Gender inequality in many Indian states is enforced by a set of especially strong norms against women’s participation in public life. One might worry, therefore, that powerful men exploit the reservation rules to their own ends, giving women only token power.
One detailed qualitative and quantitative study of South India finds some evidence to this effect. For instance, in one public meeting, a man was exhorted to make the council leader — his wife — behave.
But most elected women don’t seem to be tokens. They tend to be better educated and more knowledgeable than the average woman in their districts. Measures of the efficacy of council efforts suggest that women leaders seldom perform worse than men, and sometimes perform better.
Do village councils with women leaders implement different policies than those with men?
One study suggests they do, responding more to the preferences of women constituents, who, it seems, prefer public investments in water supply (for which they are largely responsible in their households) to those in roads (which they are less likely than men to use).
But other studies challenge this result, questioning the extent to which leaders can influence council outcomes and offering evidence that women leaders respond to the expressed needs of all their constituents.
How does reservation affect women’s probability of success in a subsequent election when no restriction is in force?
Here, the evidence from a study of councils in urban Mumbai points to a positive effect.

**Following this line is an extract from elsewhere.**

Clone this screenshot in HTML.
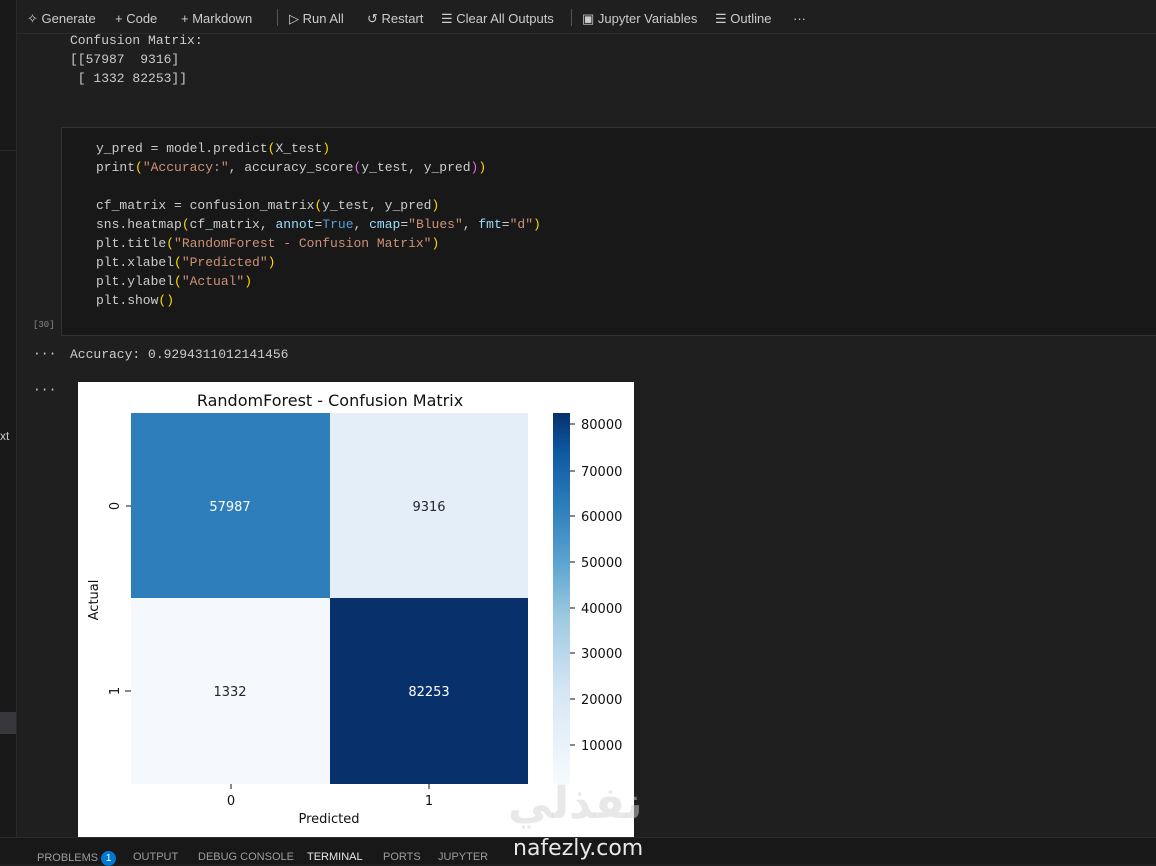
<!DOCTYPE html>
<html><head><meta charset="utf-8"><style>
body{margin:0;width:1156px;height:863px;background:#1f1f1f;overflow:hidden;position:relative;font-family:"Liberation Sans",sans-serif;color:#ccc}
.side{position:absolute;left:0;top:0;width:16px;height:837px;background:#181818;border-right:1px solid #2b2b2b}
.tb{position:absolute;left:17px;top:0;right:0;height:33px;border-bottom:1px solid #2b2b2b;font-size:13px;color:#ccc}
.tb span{position:absolute;top:11px;white-space:nowrap}
.sep{position:absolute;top:9px;width:1px;height:17px;background:#555}
.mono{font-family:"Liberation Mono",monospace;font-size:13px;white-space:pre;position:absolute;line-height:19px}
.cell{position:absolute;left:61px;top:127px;right:-2px;height:207px;background:#181818;border:1px solid #333}
.bp{position:absolute;left:0;top:837px;width:1156px;height:26px;background:#181818;border-top:1px solid #2b2b2b;font-size:11px;color:#9d9d9d}
.bp span{position:absolute;top:13px}
.y{color:#ffd700}.s{color:#ce9178}.b{color:#9cdcfe}.k{color:#569cd6}.p{color:#da70d6}.f{color:#dcdcaa}
</style></head><body>
<div class="side"></div>
<div style="position:absolute;left:0;top:150px;width:16px;height:1px;background:#2b2b2b"></div>
<div style="position:absolute;left:0;top:712px;width:16px;height:22px;background:#37373d"></div>
<div style="position:absolute;left:0;top:429px;font-size:12px;color:#ccc">xt</div>
<div class="tb">
<span style="left:10px">✧ Generate</span>
<span style="left:98px">+ Code</span>
<span style="left:164px">+ Markdown</span>
<div class="sep" style="left:260px"></div>
<span style="left:272px">▷ Run All</span>
<span style="left:350px">↺ Restart</span>
<span style="left:424px">☰ Clear All Outputs</span>
<div class="sep" style="left:554px"></div>
<span style="left:565px">▣ Jupyter Variables</span>
<span style="left:698px">☰ Outline</span>
<span style="left:776px">···</span>
</div>
<div class="mono" style="left:70px;top:31px;color:#ccc">Confusion Matrix:
[[57987  9316]
 [ 1332 82253]]</div>
<div class="cell"></div>
<div class="mono" style="left:96px;top:139px;color:#ccc">y_pred = model.predict<span class="y">(</span>X_test<span class="y">)</span>
print<span class="y">(</span><span class="s">"Accuracy:"</span>, accuracy_score<span class="p">(</span>y_test, y_pred<span class="p">)</span><span class="y">)</span>

cf_matrix = confusion_matrix<span class="y">(</span>y_test, y_pred<span class="y">)</span>
sns.heatmap<span class="y">(</span>cf_matrix, <span class="b">annot</span>=<span class="k">True</span>, <span class="b">cmap</span>=<span class="s">"Blues"</span>, <span class="b">fmt</span>=<span class="s">"d"</span><span class="y">)</span>
plt.title<span class="y">(</span><span class="s">"RandomForest - Confusion Matrix"</span><span class="y">)</span>
plt.xlabel<span class="y">(</span><span class="s">"Predicted"</span><span class="y">)</span>
plt.ylabel<span class="y">(</span><span class="s">"Actual"</span><span class="y">)</span>
plt.show<span class="y">()</span></div>
<div class="mono" style="left:33px;top:316px;font-size:9px;color:#888">[30]</div>
<div class="mono" style="left:33px;top:344px;color:#ccc">···</div>
<div class="mono" style="left:70px;top:345px;color:#ccc">Accuracy: 0.9294311012141456</div>
<div class="mono" style="left:33px;top:380px;color:#ccc">···</div>
<svg style="position:absolute;left:78px;top:382px" width="556" height="455" font-family="DejaVu Sans, sans-serif">
<defs><linearGradient id="g" x1="0" y1="1" x2="0" y2="0">
<stop offset="0" stop-color="#f7fbff"/><stop offset="0.25" stop-color="#d6e6f4"/><stop offset="0.45" stop-color="#9dc9e1"/><stop offset="0.6" stop-color="#5ba3d0"/><stop offset="0.75" stop-color="#2d7dbb"/><stop offset="0.9" stop-color="#0d57a1"/><stop offset="1" stop-color="#08306b"/></linearGradient></defs>
<rect width="556" height="455" fill="#fff"/>
<text x="252" y="24" font-size="16" text-anchor="middle" fill="#111">RandomForest - Confusion Matrix</text>
<rect x="53" y="31" width="199" height="185" fill="#2f7ebc"/>
<rect x="252" y="31" width="198" height="185" fill="#e3eef9"/>
<rect x="53" y="216" width="199" height="186" fill="#f5f9fe"/>
<rect x="252" y="216" width="198" height="186" fill="#08306b"/>
<g font-size="13" text-anchor="middle">
<text x="152" y="129" fill="#fff">57987</text>
<text x="351" y="129" fill="#262626">9316</text>
<text x="152" y="314" fill="#262626">1332</text>
<text x="351" y="314" fill="#fff">82253</text>
<text x="153" y="423" fill="#111">0</text>
<text x="351" y="423" fill="#111">1</text>
<text x="251" y="441" fill="#111">Predicted</text>
</g>
<g stroke="#111"><line x1="153" y1="402" x2="153" y2="407"/><line x1="351" y1="402" x2="351" y2="407"/><line x1="48" y1="124" x2="53" y2="124"/><line x1="47" y1="309" x2="53" y2="309"/></g>
<text transform="translate(41,124) rotate(-90)" font-size="13" text-anchor="middle" fill="#111">0</text>
<text transform="translate(41,309) rotate(-90)" font-size="13" text-anchor="middle" fill="#111">1</text>
<text transform="translate(20,218) rotate(-90)" font-size="13" text-anchor="middle" fill="#111">Actual</text>
<rect x="475" y="31" width="17" height="371" fill="url(#g)"/>
<g font-size="13" fill="#111">
<text x="503" y="47">80000</text><text x="503" y="94">70000</text><text x="503" y="139">60000</text><text x="503" y="185">50000</text><text x="503" y="231">40000</text><text x="503" y="276">30000</text><text x="503" y="322">20000</text><text x="503" y="368">10000</text>
</g>
<g stroke="#111"><line x1="492" y1="42" x2="497" y2="42"/><line x1="492" y1="89" x2="497" y2="89"/><line x1="492" y1="134" x2="497" y2="134"/><line x1="492" y1="180" x2="497" y2="180"/><line x1="492" y1="226" x2="497" y2="226"/><line x1="492" y1="271" x2="497" y2="271"/><line x1="492" y1="317" x2="497" y2="317"/><line x1="492" y1="363" x2="497" y2="363"/></g>
</svg>
<div style="position:absolute;left:508px;top:778px;font-size:44px;font-weight:bold;color:rgba(210,210,210,0.5);font-family:'DejaVu Sans',sans-serif">نفذلي</div>
<div class="bp">
<span style="left:37px">PROBLEMS <b style="display:inline-block;width:15px;height:15px;border-radius:8px;background:#0078d4;color:#fff;text-align:center;font-size:10px;line-height:15px;font-weight:normal">1</b></span>
<span style="left:133px">OUTPUT</span>
<span style="left:198px">DEBUG CONSOLE</span>
<span style="left:307px;color:#e7e7e7">TERMINAL</span>
<span style="left:383px">PORTS</span>
<span style="left:438px">JUPYTER</span>
</div>
<div style="position:absolute;left:513px;top:836px;font-size:22px;color:#e8e8e8;font-family:'DejaVu Sans',sans-serif">nafezly.com</div>
</body></html>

Women who have gained political office are more likely to run and to win in elections where there are no quotas.
Both men and women report a higher assessment of women’s performance as leaders once they have experienced it. A study of the state of West Bengal suggests that bias against women leaders remains, but is less likely to be based on the assumption they will prove incompetent.
Backlash against restriction is softened by the practice of imposing it only every third election.
In the long run, women might move up through village council leadership to run for state or national office, where no gender quotas are in effect.
In the Indian context, this local council gender reservation system makes sense. I’m not sure I would agree with one conference attendee who termed it “tremendously magnificent.”
But it provides heartening evidence of the ways institutional design can foster the slow progress of small things.